> _DATASET CONTENT_:
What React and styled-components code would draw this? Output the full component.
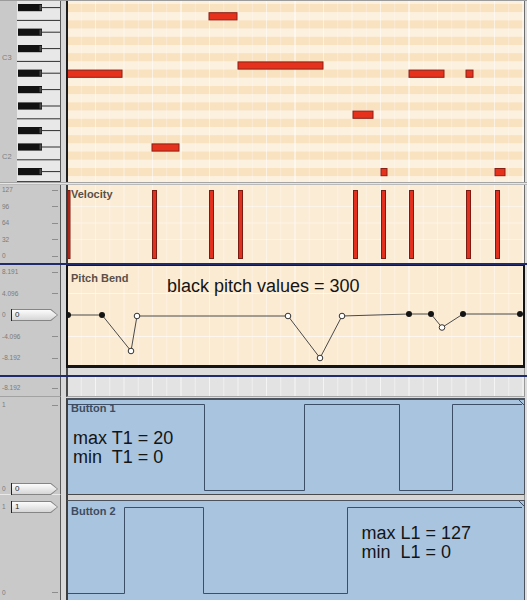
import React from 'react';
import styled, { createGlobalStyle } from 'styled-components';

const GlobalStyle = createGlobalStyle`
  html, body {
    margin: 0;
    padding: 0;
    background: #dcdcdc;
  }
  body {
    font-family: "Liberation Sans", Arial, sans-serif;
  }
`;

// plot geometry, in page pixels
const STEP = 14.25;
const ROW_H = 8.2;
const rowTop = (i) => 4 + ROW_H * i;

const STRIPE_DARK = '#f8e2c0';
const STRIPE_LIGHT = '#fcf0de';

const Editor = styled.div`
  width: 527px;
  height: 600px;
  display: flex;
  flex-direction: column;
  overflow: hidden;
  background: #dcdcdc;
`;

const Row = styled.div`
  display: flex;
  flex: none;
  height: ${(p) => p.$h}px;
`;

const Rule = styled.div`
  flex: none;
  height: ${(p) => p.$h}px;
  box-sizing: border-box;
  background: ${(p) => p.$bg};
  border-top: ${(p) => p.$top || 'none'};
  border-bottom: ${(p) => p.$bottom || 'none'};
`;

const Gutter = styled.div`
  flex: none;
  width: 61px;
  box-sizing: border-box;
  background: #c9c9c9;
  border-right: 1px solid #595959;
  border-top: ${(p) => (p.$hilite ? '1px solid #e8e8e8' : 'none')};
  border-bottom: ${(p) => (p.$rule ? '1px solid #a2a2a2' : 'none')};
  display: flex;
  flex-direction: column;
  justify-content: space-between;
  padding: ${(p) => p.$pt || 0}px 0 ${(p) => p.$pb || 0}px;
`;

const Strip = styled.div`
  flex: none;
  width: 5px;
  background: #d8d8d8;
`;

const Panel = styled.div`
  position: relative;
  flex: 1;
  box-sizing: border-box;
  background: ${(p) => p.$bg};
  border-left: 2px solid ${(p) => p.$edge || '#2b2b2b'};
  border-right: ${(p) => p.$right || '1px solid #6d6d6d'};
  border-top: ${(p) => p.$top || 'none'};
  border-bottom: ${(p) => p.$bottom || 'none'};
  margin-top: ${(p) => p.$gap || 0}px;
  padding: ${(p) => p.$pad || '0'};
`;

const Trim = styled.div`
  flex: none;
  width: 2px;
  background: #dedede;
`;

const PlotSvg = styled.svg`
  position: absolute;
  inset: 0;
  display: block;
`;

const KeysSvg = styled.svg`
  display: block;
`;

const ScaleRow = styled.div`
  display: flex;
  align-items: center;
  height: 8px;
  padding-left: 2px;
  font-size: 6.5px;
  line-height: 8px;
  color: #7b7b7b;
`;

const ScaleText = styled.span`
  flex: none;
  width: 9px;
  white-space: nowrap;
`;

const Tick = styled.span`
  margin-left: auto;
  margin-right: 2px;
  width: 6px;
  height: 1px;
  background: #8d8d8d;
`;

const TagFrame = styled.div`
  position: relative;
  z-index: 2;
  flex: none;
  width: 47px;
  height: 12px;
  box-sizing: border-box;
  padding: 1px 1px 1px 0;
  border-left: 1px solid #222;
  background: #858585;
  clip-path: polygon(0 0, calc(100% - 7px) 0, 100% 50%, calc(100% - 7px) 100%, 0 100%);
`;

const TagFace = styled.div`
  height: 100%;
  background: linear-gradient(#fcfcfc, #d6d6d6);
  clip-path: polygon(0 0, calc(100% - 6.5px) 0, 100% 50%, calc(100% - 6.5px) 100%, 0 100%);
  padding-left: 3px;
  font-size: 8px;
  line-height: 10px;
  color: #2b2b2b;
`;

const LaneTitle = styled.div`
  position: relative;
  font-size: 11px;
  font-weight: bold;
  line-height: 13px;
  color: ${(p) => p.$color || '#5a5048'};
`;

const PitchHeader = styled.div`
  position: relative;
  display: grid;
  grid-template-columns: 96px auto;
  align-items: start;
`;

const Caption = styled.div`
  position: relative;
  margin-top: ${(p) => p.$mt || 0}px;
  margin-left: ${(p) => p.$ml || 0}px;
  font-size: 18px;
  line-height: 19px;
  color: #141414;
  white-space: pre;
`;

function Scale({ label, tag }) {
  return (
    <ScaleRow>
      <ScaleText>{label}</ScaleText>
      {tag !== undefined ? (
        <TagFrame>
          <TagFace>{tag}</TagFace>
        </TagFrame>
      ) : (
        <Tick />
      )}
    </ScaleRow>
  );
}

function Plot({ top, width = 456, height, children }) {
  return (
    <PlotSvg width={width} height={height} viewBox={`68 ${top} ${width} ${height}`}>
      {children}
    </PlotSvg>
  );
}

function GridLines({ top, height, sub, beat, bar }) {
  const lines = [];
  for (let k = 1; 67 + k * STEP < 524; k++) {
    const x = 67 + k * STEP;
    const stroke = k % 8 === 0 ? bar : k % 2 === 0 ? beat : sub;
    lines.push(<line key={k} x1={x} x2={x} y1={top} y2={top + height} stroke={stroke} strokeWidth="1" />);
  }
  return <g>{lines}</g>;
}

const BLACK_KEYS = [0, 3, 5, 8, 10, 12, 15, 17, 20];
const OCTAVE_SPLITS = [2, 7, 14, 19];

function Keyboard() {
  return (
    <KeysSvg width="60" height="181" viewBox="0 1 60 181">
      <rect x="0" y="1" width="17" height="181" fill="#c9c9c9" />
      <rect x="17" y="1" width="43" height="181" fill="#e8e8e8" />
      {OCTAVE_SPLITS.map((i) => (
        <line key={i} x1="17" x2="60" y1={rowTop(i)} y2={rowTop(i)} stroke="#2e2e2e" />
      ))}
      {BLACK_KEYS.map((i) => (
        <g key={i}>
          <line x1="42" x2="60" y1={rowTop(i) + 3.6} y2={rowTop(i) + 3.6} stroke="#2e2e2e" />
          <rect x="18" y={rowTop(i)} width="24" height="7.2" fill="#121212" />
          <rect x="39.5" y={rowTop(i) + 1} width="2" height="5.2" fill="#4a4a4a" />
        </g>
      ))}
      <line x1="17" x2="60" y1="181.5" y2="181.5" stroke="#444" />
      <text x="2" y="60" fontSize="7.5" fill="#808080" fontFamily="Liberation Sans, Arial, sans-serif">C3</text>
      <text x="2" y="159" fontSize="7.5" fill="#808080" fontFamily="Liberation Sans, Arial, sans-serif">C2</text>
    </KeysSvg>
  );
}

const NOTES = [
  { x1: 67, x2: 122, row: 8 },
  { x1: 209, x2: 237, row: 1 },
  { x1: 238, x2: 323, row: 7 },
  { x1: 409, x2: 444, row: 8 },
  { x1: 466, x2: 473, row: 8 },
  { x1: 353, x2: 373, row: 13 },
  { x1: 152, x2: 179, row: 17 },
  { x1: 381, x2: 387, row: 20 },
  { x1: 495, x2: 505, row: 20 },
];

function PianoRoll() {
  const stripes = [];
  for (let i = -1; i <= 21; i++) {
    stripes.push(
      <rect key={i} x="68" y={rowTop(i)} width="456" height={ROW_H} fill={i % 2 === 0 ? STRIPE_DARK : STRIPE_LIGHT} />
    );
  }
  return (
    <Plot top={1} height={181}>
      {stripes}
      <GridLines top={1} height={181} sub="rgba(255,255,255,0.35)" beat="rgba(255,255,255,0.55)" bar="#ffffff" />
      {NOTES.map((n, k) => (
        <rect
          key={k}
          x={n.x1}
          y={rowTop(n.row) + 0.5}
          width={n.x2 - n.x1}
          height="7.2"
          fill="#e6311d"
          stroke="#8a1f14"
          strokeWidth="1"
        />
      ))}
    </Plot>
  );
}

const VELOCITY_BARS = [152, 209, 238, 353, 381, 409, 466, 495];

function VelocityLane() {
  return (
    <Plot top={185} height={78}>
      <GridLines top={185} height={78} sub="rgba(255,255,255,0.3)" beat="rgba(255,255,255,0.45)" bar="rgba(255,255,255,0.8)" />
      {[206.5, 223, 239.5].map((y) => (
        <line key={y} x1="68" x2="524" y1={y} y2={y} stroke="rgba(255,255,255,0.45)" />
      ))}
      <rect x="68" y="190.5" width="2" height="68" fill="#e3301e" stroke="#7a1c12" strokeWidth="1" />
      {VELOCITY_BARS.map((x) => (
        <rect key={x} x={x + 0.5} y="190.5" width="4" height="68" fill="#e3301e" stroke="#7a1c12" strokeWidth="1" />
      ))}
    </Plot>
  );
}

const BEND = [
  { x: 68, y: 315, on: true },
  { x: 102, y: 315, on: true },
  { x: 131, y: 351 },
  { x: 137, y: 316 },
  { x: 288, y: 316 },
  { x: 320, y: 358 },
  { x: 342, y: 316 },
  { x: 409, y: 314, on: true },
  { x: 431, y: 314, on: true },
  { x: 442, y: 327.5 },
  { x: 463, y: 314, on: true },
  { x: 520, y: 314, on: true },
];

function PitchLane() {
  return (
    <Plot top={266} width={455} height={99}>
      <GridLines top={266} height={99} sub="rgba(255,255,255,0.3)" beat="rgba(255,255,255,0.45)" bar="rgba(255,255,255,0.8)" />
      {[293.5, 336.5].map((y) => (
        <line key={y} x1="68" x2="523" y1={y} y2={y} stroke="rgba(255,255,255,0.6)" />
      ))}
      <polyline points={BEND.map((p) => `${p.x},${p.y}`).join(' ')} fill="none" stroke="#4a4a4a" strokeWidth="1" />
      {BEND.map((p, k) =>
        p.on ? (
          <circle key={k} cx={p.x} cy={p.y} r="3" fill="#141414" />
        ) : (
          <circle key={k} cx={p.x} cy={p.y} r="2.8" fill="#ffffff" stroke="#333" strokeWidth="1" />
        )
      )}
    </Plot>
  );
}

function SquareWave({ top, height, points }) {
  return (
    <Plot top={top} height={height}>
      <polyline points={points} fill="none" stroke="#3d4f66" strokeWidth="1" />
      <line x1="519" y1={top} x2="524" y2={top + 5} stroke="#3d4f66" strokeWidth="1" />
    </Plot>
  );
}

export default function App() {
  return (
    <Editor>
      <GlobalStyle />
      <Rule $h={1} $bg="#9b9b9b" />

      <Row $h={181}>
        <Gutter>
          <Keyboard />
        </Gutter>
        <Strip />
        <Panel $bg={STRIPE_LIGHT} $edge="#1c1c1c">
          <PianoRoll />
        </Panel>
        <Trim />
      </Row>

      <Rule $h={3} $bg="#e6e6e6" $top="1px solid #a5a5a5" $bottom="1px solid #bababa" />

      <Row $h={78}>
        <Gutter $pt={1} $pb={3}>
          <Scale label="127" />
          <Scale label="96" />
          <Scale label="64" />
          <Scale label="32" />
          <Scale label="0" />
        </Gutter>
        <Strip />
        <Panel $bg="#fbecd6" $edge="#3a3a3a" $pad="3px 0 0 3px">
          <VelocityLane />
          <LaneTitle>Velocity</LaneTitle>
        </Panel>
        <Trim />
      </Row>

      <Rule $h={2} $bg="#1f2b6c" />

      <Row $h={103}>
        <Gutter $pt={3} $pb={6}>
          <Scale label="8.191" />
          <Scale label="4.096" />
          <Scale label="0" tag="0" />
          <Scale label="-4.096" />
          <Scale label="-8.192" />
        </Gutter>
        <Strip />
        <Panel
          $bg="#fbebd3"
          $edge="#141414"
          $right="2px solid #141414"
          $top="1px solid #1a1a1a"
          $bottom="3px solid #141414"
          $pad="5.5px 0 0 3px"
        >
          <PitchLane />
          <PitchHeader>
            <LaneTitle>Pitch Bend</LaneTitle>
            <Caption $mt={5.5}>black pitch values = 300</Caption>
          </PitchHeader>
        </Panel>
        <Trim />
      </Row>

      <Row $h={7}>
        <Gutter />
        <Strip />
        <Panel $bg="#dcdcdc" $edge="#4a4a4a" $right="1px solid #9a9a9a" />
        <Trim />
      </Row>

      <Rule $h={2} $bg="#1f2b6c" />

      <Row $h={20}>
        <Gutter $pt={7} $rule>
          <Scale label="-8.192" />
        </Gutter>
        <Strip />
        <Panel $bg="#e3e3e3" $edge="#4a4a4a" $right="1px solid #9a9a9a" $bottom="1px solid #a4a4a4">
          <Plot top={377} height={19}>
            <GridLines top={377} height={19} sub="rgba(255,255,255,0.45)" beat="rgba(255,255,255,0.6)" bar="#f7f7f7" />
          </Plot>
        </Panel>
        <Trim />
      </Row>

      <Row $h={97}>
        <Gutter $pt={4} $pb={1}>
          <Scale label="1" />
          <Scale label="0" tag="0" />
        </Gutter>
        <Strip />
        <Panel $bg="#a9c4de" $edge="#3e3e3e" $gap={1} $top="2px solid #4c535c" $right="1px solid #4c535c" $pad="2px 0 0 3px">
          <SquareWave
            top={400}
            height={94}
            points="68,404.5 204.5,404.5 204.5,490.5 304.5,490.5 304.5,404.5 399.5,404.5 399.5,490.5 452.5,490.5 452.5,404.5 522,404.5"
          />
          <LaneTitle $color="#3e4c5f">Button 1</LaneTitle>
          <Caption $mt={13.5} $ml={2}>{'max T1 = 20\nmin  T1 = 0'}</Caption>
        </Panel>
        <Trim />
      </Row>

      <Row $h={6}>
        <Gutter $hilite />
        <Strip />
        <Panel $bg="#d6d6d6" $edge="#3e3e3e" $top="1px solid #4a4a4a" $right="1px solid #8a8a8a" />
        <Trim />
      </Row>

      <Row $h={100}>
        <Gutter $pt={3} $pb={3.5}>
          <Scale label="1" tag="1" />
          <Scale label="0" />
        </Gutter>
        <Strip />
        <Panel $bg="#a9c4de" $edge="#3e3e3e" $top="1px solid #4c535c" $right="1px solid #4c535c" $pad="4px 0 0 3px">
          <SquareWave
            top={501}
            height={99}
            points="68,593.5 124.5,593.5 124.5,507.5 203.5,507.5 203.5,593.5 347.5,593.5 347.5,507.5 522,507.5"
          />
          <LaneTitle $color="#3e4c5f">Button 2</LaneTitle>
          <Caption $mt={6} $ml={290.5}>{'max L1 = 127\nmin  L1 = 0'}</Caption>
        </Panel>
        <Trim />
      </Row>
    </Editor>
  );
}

> _INSTRUCTIONS FOR THE TASK_:
Repeat, exactly and in full, each line from the start of the data to the line that contains "const STRIPE_LIGHT = '#fcf0de';". Pictures do not go in.

> _FINISHED ANSWER_:
What React and styled-components code would draw this? Output the full component.
import React from 'react';
import styled, { createGlobalStyle } from 'styled-components';

const GlobalStyle = createGlobalStyle`
  html, body {
    margin: 0;
    padding: 0;
    background: #dcdcdc;
  }
  body {
    font-family: "Liberation Sans", Arial, sans-serif;
  }
`;

// plot geometry, in page pixels
const STEP = 14.25;
const ROW_H = 8.2;
const rowTop = (i) => 4 + ROW_H * i;

const STRIPE_DARK = '#f8e2c0';
const STRIPE_LIGHT = '#fcf0de';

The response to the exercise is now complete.